On the one hand, compared to 5, 3's classes tend to overlap a lot. The Earth Crystal is literally nothing but pure upgrades on early classes. Black/White Mage become Wizards gaining better offensive stats and more spell slots for higher tier spells, while Summoner is just Evoker with competence. Knight is just Fighter but better. Black Belt is just Monk but better. As a result, it distills into only a handful of meaningful distinctions anyway, with a couple offshoot classes that...suck. They suck. Ranger has no good weapons for late-game, Geomancer is a great mage alternative until endgame when everything's single-target, I have no idea what the point of Scholar is but I don't agree with it. I don't consider this a truly hideous detriment, but it lacks the same level of shenanigans 5 gets up to.
Final Fantasy 4 Fun fact: before 12 came out, this was my favorite, because I found it easy enough to be engaging, including the GBA superdungeon which was the only one I could beat, and Rydia was my baby child favorite. That last part is still true. The thing I didn't seem to remember is how...weird the story actually was. Like it's not particularly great. I don't think it's terrible, but it's not great. Mostly Kain's whole deal irritates me now.
But it is still fun! I think it's a much different experience. The moon still took forever to explore, but thanks to save points actually existing, you can break between things. Boss fights feel appropriately more difficult than most random encounters, with a decent number of gimmick bosses that require a bit more know-how to handle, and a few dungeons you can do out of sequence in the underground if you're ambitious. I think it's a very simple game to understand, with a pretty clear-cut approach to success. That said, there's like no customization. Characters are as they are, there's really nothing to consider aside from level. And your party is set, so there's no variation on what you can do.
Final Fantasy 5 5 was another really fun experience, though I cushion that with a major caveat. 5 was fun because of the toggle for 4x ABP, which made leveling jobs to find out what they did actually tolerable. Without this, job levels are unbearably hard to level up, with no indication of what you actually learn per level, that you may as well be shooting in the dark.
See, the fun of 5 is that you have your class, and you have one extra ability slot, taken from other class skills unlocked by leveling them up. For magic classes, that's "Magic Type Lv X," up to 6, where you can cast everything in that category. For physical classes, this is usually some form of "Equip my weapon type," alongside generalist skills. Some are better than others, and some are action commands that are much, much stronger, and are the basis for making really strong outcomes.
This is why I don't love the system as much as 3. To find out what you even have access to, you're made to slog through the physical classes to find out what other skills they're offering. Which takes somewhere around literally forever. Bosses will hand you like 5BP, for classes that need like 700 to max. If you don't know in advance where the good stuff is, there's a chance you've walked into options you don't need.
Granted, 5 is lax enough broadly that you can still make use of classes.

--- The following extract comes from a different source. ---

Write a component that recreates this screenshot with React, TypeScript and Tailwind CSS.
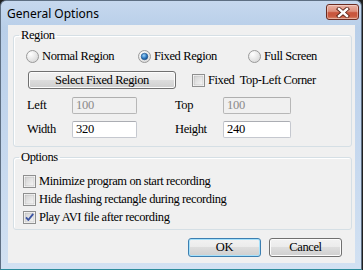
import React from "react";

const serif = { fontFamily: '"Liberation Serif", "Times New Roman", serif' };

function Radio({ checked }: { checked?: boolean }) {
  return (
    <svg width="13" height="13" viewBox="0 0 13 13" className="shrink-0">
      <defs>
        <radialGradient id={checked ? "rg1" : "rg0"} cx="0.35" cy="0.3" r="0.8">
          <stop offset="0" stopColor="#ffffff" />
          <stop offset="1" stopColor="#d6d6d6" />
        </radialGradient>
        <radialGradient id="dot" cx="0.4" cy="0.35" r="0.7">
          <stop offset="0" stopColor="#9fd4f8" />
          <stop offset="0.6" stopColor="#2b77c0" />
          <stop offset="1" stopColor="#14457c" />
        </radialGradient>
      </defs>
      <circle cx="6.5" cy="6.5" r="6" fill={`url(#${checked ? "rg1" : "rg0"})`} stroke="#9a9a9a" strokeWidth="1" />
      {checked && <circle cx="6.5" cy="6.5" r="3.3" fill="url(#dot)" stroke="#1c4f86" strokeWidth="0.6" />}
    </svg>
  );
}

function Check({ checked }: { checked?: boolean }) {
  return (
    <svg width="13" height="13" viewBox="0 0 13 13" className="shrink-0">
      <defs>
        <linearGradient id="cbg" x1="0" y1="0" x2="1" y2="1">
          <stop offset="0" stopColor="#d2d2d2" />
          <stop offset="1" stopColor="#f6f6f6" />
        </linearGradient>
      </defs>
      <rect x="0.5" y="0.5" width="12" height="12" fill="#ffffff" stroke="#8e8f8f" />
      <rect x="2" y="2" width="9" height="9" fill="url(#cbg)" stroke="#b0b0b0" strokeWidth="0.5" />
      {checked && (
        <path d="M3 6.3 L5.3 9 L10.2 2.8" fill="none" stroke="#3c55a3" strokeWidth="1.9" strokeLinejoin="round" />
      )}
    </svg>
  );
}

function Btn({ children, w, def }: { children: React.ReactNode; w: string; def?: boolean }) {
  return (
    <div
      className={`${w} h-full rounded-[3px] border ${def ? "border-[#3c7fb1] shadow-[inset_0_0_0_1px_#a6e1fb]" : "border-[#707070] shadow-[inset_0_0_0_1px_#fcfcfc]"} bg-[linear-gradient(to_bottom,#f2f2f2_0%,#ebebeb_50%,#dddddd_50%,#cfcfcf_100%)] flex items-center justify-center text-[12.5px] leading-none text-black tracking-[-0.4px]`}
      style={serif}
    >
      {children}
    </div>
  );
}

function Field({ value, disabled, w }: { value: string; disabled?: boolean; w: string }) {
  return (
    <div
      className={`${w} h-full rounded-[2px] border ${disabled ? "bg-[#f0f0f0] text-[#8a8a8a] border-[#b7b7b7] border-t-[#afafaf]" : "bg-white text-black border-[#c5c8cf] border-t-[#abadb3]"} pl-[3px] flex items-center text-[12.5px] leading-none tracking-[-0.2px]`}
      style={serif}
    >
      {value}
    </div>
  );
}

export default function App() {
  return (
    <div className="w-[363px] h-[270px] bg-[#202020] overflow-hidden">
      <div className="w-[362px] h-[270px] rounded-t-[6px] border border-[#5e6f83] border-b-[#2b8c9c] bg-[linear-gradient(to_bottom,#c6d8ee_0%,#b9cfe9_10%,#c4d7ee_50%,#d2e1f2_100%)] flex flex-col">
        <div className="h-[24px] flex items-start justify-between pl-[6px] pr-[2px] shrink-0">
          <span
            className="mt-[5px] text-[12px] leading-[15px] text-black"
            style={{ fontFamily: '"Noto Sans", "Open Sans", sans-serif' }}
          >
            General Options
          </span>
          <div className="mt-[3px] w-[33px] h-[16px] rounded-[3px] border border-[#6b2b20] bg-[linear-gradient(to_bottom,#eab2a4_0%,#dd8f7c_45%,#c8553d_55%,#c9593f_80%,#dc8a6f_100%)] flex items-center justify-center shadow-[inset_0_0_0_1px_rgba(255,255,255,0.35)]">
            <svg width="14" height="11" viewBox="0 0 14 11">
              <path d="M3 2 L11 9 M11 2 L3 9" stroke="#5a2418" strokeWidth="4.2" strokeLinecap="square" />
              <path d="M3 2 L11 9 M11 2 L3 9" stroke="#ffffff" strokeWidth="2.4" strokeLinecap="square" />
            </svg>
          </div>
        </div>

        <div className="ml-[7px] mr-[6px] mb-[6px] flex-1 bg-[#f0f0f0] flex flex-col text-black" style={serif}>
          <fieldset className="ml-[5px] mr-[3px] mt-[3px] border border-[#d5dfe5] rounded-[3px] pb-[8px] shadow-[inset_1px_1px_0_#ffffff]">
            <legend className="ml-[5px] px-[2px] text-[12.5px] leading-[14px] tracking-[-0.4px]" style={serif}>Region</legend>
            <div className="mt-[7px] h-[14px] flex items-center pl-[12px] text-[12.5px] tracking-[-0.4px]">
              <div className="w-[112px] flex items-center gap-[3px]">
                <Radio />
                <span className="leading-none">Normal Region</span>
              </div>
              <div className="w-[110px] flex items-center gap-[3px]">
                <Radio checked />
                <span className="leading-none">Fixed Region</span>
              </div>
              <div className="flex items-center gap-[3px]">
                <Radio />
                <span className="leading-none">Full Screen</span>
              </div>
            </div>
            <div className="mt-[8px] h-[18px] flex items-center pl-[14px]">
              <Btn w="w-[148px]">Select Fixed Region</Btn>
              <div className="ml-[16px] flex items-center gap-[3px] text-[12.5px] tracking-[-0.4px]">
                <Check />
                <span className="leading-none">Fixed&nbsp; Top-Left Corner</span>
              </div>
            </div>
            <div className="mt-[8px] h-[17px] flex items-center pl-[13px] text-[12.5px] tracking-[-0.4px]">
              <span className="w-[45px] leading-none">Left</span>
              <Field w="w-[65px]" value="100" disabled />
              <span className="ml-[38px] w-[48px] leading-none">Top</span>
              <Field w="w-[68px]" value="100" disabled />
            </div>
            <div className="mt-[7px] h-[17px] flex items-center pl-[13px] text-[12.5px] tracking-[-0.4px]">
              <span className="w-[45px] leading-none">Width</span>
              <Field w="w-[65px]" value="320" />
              <span className="ml-[38px] w-[48px] leading-none">Height</span>
              <Field w="w-[68px]" value="240" />
            </div>
          </fieldset>

          <fieldset className="ml-[5px] mr-[3px] mt-[3px] border border-[#d5dfe5] rounded-[3px] pb-[5px] shadow-[inset_1px_1px_0_#ffffff]">
            <legend className="ml-[5px] px-[2px] text-[12.5px] leading-[14px] tracking-[-0.4px]" style={serif}>Options</legend>
            <div className="mt-[10px] flex flex-col gap-[4px] pl-[9px] text-[12.5px] tracking-[-0.4px]">
              <div className="h-[14px] flex items-center gap-[3px]">
                <Check />
                <span className="leading-none">Minimize program on start recording</span>
              </div>
              <div className="h-[14px] flex items-center gap-[3px]">
                <Check />
                <span className="leading-none">Hide flashing rectangle during recording</span>
              </div>
              <div className="h-[14px] flex items-center gap-[3px]">
                <Check checked />
                <span className="leading-none">Play AVI file after recording</span>
              </div>
            </div>
          </fieldset>

          <div className="mt-[8px] h-[19px] flex justify-end gap-[8px] mr-[13px]">
            <Btn w="w-[73px]" def>OK</Btn>
            <Btn w="w-[73px]">Cancel</Btn>
          </div>
        </div>
      </div>
    </div>
  );
}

Unlike 3's direct upgrades over time, 5 gives you almost all classes early, and all of them have interesting options for utility. So you can make use of anything. I think for my completionist ass, I'm looking at Omega and Shinryu and going fuck dude, how are you supposed to beat that without foreknowledge of some of the skills available? Wildly over-leveling? In a game with fairly poor EXP yields where I think I ended at around level 40? Not happening. Otherwise, the class imbalance isn't too bad, and is in some cases hysterical. You know there's a setting to toggle 4x gil received? Zeninagi on Samurai was already an instant-kill button half the time, and now you've made it a free action. Meanwhile summon magic late game feels kinda garbage. Flare and Holy outdamaged Bahamut no problem. It is really funny to see this reversal from 4. From Rydia's summons being bad all game because they're just overpriced spells on your Black Mage but endgame Bahamut being defining, to excellent low-cost AoE spells with good damage early and mid-game into kinda useless by endgame. It's just funny to see systems like these change over time, and how they try to adjust for balance.

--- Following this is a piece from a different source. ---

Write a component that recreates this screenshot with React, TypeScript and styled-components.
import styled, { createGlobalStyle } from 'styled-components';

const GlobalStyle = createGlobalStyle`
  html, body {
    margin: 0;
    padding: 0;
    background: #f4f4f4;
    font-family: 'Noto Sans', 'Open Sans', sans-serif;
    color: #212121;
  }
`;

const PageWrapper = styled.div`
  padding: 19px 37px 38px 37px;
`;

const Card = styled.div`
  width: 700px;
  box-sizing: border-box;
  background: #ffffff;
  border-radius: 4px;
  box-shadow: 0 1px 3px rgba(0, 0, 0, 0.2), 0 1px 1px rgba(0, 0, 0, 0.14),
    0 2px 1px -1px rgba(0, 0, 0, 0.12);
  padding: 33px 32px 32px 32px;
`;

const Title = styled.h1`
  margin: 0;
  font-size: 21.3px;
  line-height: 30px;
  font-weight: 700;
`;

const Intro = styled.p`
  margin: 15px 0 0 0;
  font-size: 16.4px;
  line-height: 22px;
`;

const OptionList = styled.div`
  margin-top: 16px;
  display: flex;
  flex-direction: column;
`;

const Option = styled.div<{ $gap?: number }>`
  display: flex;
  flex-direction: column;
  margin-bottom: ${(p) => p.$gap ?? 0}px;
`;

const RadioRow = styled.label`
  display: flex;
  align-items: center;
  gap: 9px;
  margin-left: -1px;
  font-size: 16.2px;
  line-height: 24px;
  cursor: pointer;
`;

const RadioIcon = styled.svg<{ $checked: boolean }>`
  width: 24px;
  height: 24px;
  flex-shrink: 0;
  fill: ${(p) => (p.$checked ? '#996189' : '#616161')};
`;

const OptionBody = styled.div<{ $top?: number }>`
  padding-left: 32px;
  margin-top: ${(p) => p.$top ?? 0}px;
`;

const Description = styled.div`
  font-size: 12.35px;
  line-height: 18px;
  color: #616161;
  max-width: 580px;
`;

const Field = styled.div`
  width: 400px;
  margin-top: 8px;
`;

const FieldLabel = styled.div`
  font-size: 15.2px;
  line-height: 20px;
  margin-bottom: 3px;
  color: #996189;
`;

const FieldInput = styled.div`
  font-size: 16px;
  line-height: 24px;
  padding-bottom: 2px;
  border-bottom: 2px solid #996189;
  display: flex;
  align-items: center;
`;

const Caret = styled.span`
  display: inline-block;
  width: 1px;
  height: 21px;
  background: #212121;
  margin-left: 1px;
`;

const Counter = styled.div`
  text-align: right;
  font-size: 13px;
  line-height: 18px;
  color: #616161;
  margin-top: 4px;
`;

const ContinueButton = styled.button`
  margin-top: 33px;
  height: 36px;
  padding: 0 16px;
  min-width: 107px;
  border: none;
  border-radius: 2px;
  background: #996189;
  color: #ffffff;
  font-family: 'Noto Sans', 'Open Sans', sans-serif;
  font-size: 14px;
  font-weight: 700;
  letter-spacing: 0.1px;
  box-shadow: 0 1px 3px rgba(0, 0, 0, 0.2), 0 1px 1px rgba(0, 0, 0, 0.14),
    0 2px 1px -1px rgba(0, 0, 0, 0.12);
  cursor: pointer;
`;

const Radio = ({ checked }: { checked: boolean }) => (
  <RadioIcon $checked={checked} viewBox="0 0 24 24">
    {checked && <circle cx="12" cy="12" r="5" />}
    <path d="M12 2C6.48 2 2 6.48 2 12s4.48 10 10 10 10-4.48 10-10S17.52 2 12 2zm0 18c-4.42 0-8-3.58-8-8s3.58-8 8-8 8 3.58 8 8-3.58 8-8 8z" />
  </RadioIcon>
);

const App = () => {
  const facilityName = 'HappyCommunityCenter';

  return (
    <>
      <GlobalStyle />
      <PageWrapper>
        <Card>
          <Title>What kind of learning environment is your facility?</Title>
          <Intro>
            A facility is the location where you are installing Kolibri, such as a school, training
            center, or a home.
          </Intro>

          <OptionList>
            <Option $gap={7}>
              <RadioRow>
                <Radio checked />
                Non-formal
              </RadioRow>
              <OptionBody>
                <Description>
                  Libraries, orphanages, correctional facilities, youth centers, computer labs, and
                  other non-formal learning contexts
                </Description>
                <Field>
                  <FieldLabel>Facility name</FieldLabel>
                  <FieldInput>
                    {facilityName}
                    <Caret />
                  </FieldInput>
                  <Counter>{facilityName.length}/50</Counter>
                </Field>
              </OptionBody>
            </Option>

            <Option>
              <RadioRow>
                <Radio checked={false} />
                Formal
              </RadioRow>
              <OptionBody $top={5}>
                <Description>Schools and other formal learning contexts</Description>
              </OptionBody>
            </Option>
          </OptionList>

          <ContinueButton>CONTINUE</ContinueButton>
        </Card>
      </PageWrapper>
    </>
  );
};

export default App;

I do think this was a surprisingly strong story and cast, too. I only remembered it being kinda goofy compared to the others as a kid, but having re-visited, I think it's a lot more earnest and impactful than I gave it credit for.
Final Fantasy 6 I'll be honest, it's very good, but depending on my mood, I'd say I like 3 and 5 better. I like being able to customize, and I think I actually like FF5's cast and story better than 6.
6 succeeds on being competent at everything, even if it's not the strongest in everything. Its story is well told and it sticks to its general themes of love and loss, and finding meaning in a bleak world. But I also think 5 did the "Defeat Nihilism through the Power of Connection" thing with a more diverse cast and emphasis on friendships and general human spirit, while 6 seems to focus more on romance and family in a way that makes a lot of character histories sound very same-y, in that a big chunk is "and then they died." There's a bit of customization, as far as selecting which members to bring along and how you distribute magicite for learning magic, but nowhere near the level of complexity you can find in 5. I'd also say the AP system in 6 is wildly slow, but at least there it's more concentrated to "just learn the spells you need" and you actually know exactly what you're signing up for. Though I personally don't care for making decisions between good spells or good stats early on, my min-maxing ass is bad with these kinds of things. I know it's a problem.
I do think it has an inverse problem to 5, where the random encounters feel devastating in several locations, but only one boss ever gave me any difficulty, and it was because I was suffering from success (It was the tunnel digger in Locke's route early game; turns out if you have the Hermes Sandals on him or Celes the Runic timing gets thrown off and it cooks you, but without that it's super easily won; my bad but for stupid reasons, I feel). Almost every game over was due to back attacks, which are damn near constant in this game. Some areas I counted and literally had more sneak attacks on me than regular encounters. Meanwhile, bosses go down like sacks of shit, because magic is hysterically overpowered. Yeah yeah, Kefka's god now or whatever, but can he survive Relm Dualcasting Flare for max damage twice per round? No, he's just going to eat shit from this level 40 ten-year-old? Radical. This may be personal preference, but if FF1's blurb wasn't an indication, I much prefer "easy encounters, difficult bosses." Ideally, no encounters. Just ping-pong me from boss to boss. I feel like I could actually do that in 6 if it wasn't for AP needed to learn spells.
Future Plans I'm thinking of getting 7 and 9 if they ever go on sale again. I really don't want to play 8. I remember playing 8, my wife had commented on it being a formative game for her so I played it long, long ago before we were even dating, but it was so bad I can't do it again. 10 I'm on the fence about, because I do like the gameplay for 10, but we tried watching a playthrough of 10 and she couldn't stand it so maybe not. My laptop is dying, and so is my wife's, so we've tossed around finally getting a proper PC that can like...play games and shit. So who knows, maybe I'll finally play past 12 in this series. Miracles do happen.